# Problem to solve
Skip every picture and transcribe the remaining material exactly.

───── Dataset excerpt ─────

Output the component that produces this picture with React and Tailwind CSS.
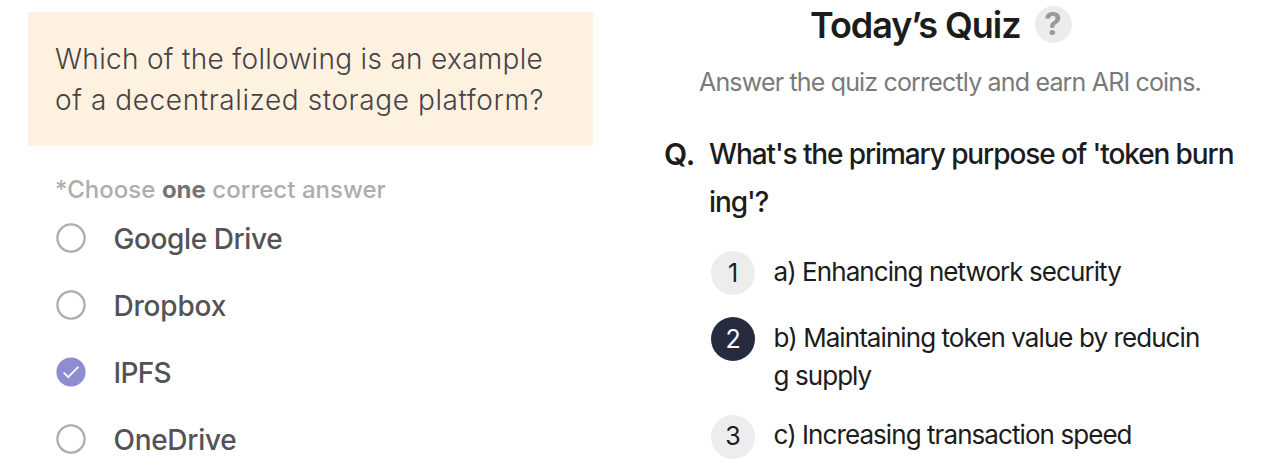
const answers = [
  { label: "Google Drive", tracking: "tracking-[-0.4px]" },
  { label: "Dropbox", tracking: "tracking-[-0.2px]" },
  { label: "IPFS", tracking: "tracking-[-0.7px]", checked: true },
  { label: "OneDrive", tracking: "tracking-[-0.3px]" },
]

const options = [
  { num: 1, lines: ["a) Enhancing network security"] },
  { num: 2, lines: ["b) Maintaining token value by reducin", "g supply"], active: true },
  { num: 3, lines: ["c) Increasing transaction speed"] },
]

const Radio = ({ checked }) => (
  <svg viewBox="0 0 30 30" className="h-[30px] w-[30px] shrink-0">
    {checked ? (
      <>
        <circle cx="15" cy="15" r="14.6" fill="#8f8dd0" />
        <path d="M7.6 15.6l4.6 4.5 10.2-10.3" fill="none" stroke="#fff" strokeWidth="1.8" />
      </>
    ) : (
      <circle cx="15" cy="15" r="13.6" fill="#fff" stroke="#adadad" strokeWidth="2.3" />
    )}
  </svg>
)

const StorageQuestion = () => (
  <section className="w-[593px] shrink-0 pt-3 pl-7 font-['Inter',sans-serif]">
    <div className="h-[134px] bg-[#fff1df] pt-[27px] pl-[27px] text-[28px] leading-[41px] font-light whitespace-nowrap text-[#464246]">
      <p className="tracking-[0.31px]">Which of the following is an example</p>
      <p className="tracking-[0.59px]">of a decentralized storage platform?</p>
    </div>
    <p className="mt-7 pl-[27px] text-[24px] leading-8 font-medium tracking-[0.03px] whitespace-nowrap text-[#adadad]">
      *Choose <span className="font-bold text-[#747474]">one</span> correct answer
    </p>
    <ul className="-mt-px pl-[27.5px]">
      {answers.map((a) => (
        <li key={a.label} className="flex h-[67px] items-start gap-7">
          <div className="pt-[18px]">
            <Radio checked={a.checked} />
          </div>
          <span className={`pt-[18px] text-[28px] leading-8 font-medium whitespace-nowrap text-[#535357] ${a.tracking}`}>
            {a.label}
          </span>
        </li>
      ))}
    </ul>
  </section>
)

const TodaysQuiz = () => (
  <section className="w-[687px] pl-[71px] font-['Inter',sans-serif] text-[#1c1c1c]">
    <header className="flex h-[49px] items-center pl-[146px]">
      <h1 className="text-[36px] font-semibold tracking-[-1.05px] whitespace-nowrap">Today’s Quiz</h1>
      <span className="ml-[14px] flex h-[37px] w-[37px] items-center justify-center rounded-full bg-[#ececec] text-[31px] font-bold text-[#999]">
        ?
      </span>
    </header>
    <p className="mt-[17px] pl-[35px] text-[25px] leading-8 tracking-[-0.83px] whitespace-nowrap text-[#7a7a7a]">
      Answer the quiz correctly and earn ARI coins.
    </p>
    <div className="mt-8 flex text-[28px] leading-[48px]">
      <span className="w-[45px] text-[30px] font-semibold">Q.</span>
      <p className="font-medium tracking-[-1.1px] whitespace-nowrap">
        What's the primary purpose of 'token burn
        <br />
        ing'?
      </p>
    </div>
    <ol className="mt-[25px] flex flex-col gap-[19px] pl-[47px]">
      {options.map((o) => (
        <li key={o.num} className="flex min-h-[47px] items-start gap-[18.5px]">
          <span
            className={`flex h-11 w-11 shrink-0 items-center justify-center rounded-full pt-px text-[25px] ${
              o.active ? "bg-[#272b40] text-white" : "bg-[#ededed]"
            }`}
          >
            {o.num}
          </span>
          <p className="pt-[1.5px] text-[26px] leading-[38.5px] tracking-[-0.93px] whitespace-nowrap">
            {o.lines.map((line) => (
              <span key={line} className="block">
                {line}
              </span>
            ))}
          </p>
        </li>
      ))}
    </ol>
  </section>
)

export default function App() {
  return (
    <main className="flex h-[471px] w-[1280px] overflow-hidden bg-white">
      <StorageQuestion />
      <TodaysQuiz />
    </main>
  )
}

─────

# Exercise answer
Output the component that produces this picture with React and Tailwind CSS.
const answers = [
  { label: "Google Drive", tracking: "tracking-[-0.4px]" },
  { label: "Dropbox", tracking: "tracking-[-0.2px]" },
  { label: "IPFS", tracking: "tracking-[-0.7px]", checked: true },
  { label: "OneDrive", tracking: "tracking-[-0.3px]" },
]

const options = [
  { num: 1, lines: ["a) Enhancing network security"] },
  { num: 2, lines: ["b) Maintaining token value by reducin", "g supply"], active: true },
  { num: 3, lines: ["c) Increasing transaction speed"] },
]

const Radio = ({ checked }) => (
  <svg viewBox="0 0 30 30" className="h-[30px] w-[30px] shrink-0">
    {checked ? (
      <>
        <circle cx="15" cy="15" r="14.6" fill="#8f8dd0" />
        <path d="M7.6 15.6l4.6 4.5 10.2-10.3" fill="none" stroke="#fff" strokeWidth="1.8" />
      </>
    ) : (
      <circle cx="15" cy="15" r="13.6" fill="#fff" stroke="#adadad" strokeWidth="2.3" />
    )}
  </svg>
)

const StorageQuestion = () => (
  <section className="w-[593px] shrink-0 pt-3 pl-7 font-['Inter',sans-serif]">
    <div className="h-[134px] bg-[#fff1df] pt-[27px] pl-[27px] text-[28px] leading-[41px] font-light whitespace-nowrap text-[#464246]">
      <p className="tracking-[0.31px]">Which of the following is an example</p>
      <p className="tracking-[0.59px]">of a decentralized storage platform?</p>
    </div>
    <p className="mt-7 pl-[27px] text-[24px] leading-8 font-medium tracking-[0.03px] whitespace-nowrap text-[#adadad]">
      *Choose <span className="font-bold text-[#747474]">one</span> correct answer
    </p>
    <ul className="-mt-px pl-[27.5px]">
      {answers.map((a) => (
        <li key={a.label} className="flex h-[67px] items-start gap-7">
          <div className="pt-[18px]">
            <Radio checked={a.checked} />
          </div>
          <span className={`pt-[18px] text-[28px] leading-8 font-medium whitespace-nowrap text-[#535357] ${a.tracking}`}>
            {a.label}
          </span>
        </li>
      ))}
    </ul>
  </section>
)

const TodaysQuiz = () => (
  <section className="w-[687px] pl-[71px] font-['Inter',sans-serif] text-[#1c1c1c]">
    <header className="flex h-[49px] items-center pl-[146px]">
      <h1 className="text-[36px] font-semibold tracking-[-1.05px] whitespace-nowrap">Today’s Quiz</h1>
      <span className="ml-[14px] flex h-[37px] w-[37px] items-center justify-center rounded-full bg-[#ececec] text-[31px] font-bold text-[#999]">
        ?
      </span>
    </header>
    <p className="mt-[17px] pl-[35px] text-[25px] leading-8 tracking-[-0.83px] whitespace-nowrap text-[#7a7a7a]">
      Answer the quiz correctly and earn ARI coins.
    </p>
    <div className="mt-8 flex text-[28px] leading-[48px]">
      <span className="w-[45px] text-[30px] font-semibold">Q.</span>
      <p className="font-medium tracking-[-1.1px] whitespace-nowrap">
        What's the primary purpose of 'token burn
        <br />
        ing'?
      </p>
    </div>
    <ol className="mt-[25px] flex flex-col gap-[19px] pl-[47px]">
      {options.map((o) => (
        <li key={o.num} className="flex min-h-[47px] items-start gap-[18.5px]">
          <span
            className={`flex h-11 w-11 shrink-0 items-center justify-center rounded-full pt-px text-[25px] ${
              o.active ? "bg-[#272b40] text-white" : "bg-[#ededed]"
            }`}
          >
            {o.num}
          </span>
          <p className="pt-[1.5px] text-[26px] leading-[38.5px] tracking-[-0.93px] whitespace-nowrap">
            {o.lines.map((line) => (
              <span key={line} className="block">
                {line}
              </span>
            ))}
          </p>
        </li>
      ))}
    </ol>
  </section>
)

export default function App() {
  return (
    <main className="flex h-[471px] w-[1280px] overflow-hidden bg-white">
      <StorageQuestion />
      <TodaysQuiz />
    </main>
  )
}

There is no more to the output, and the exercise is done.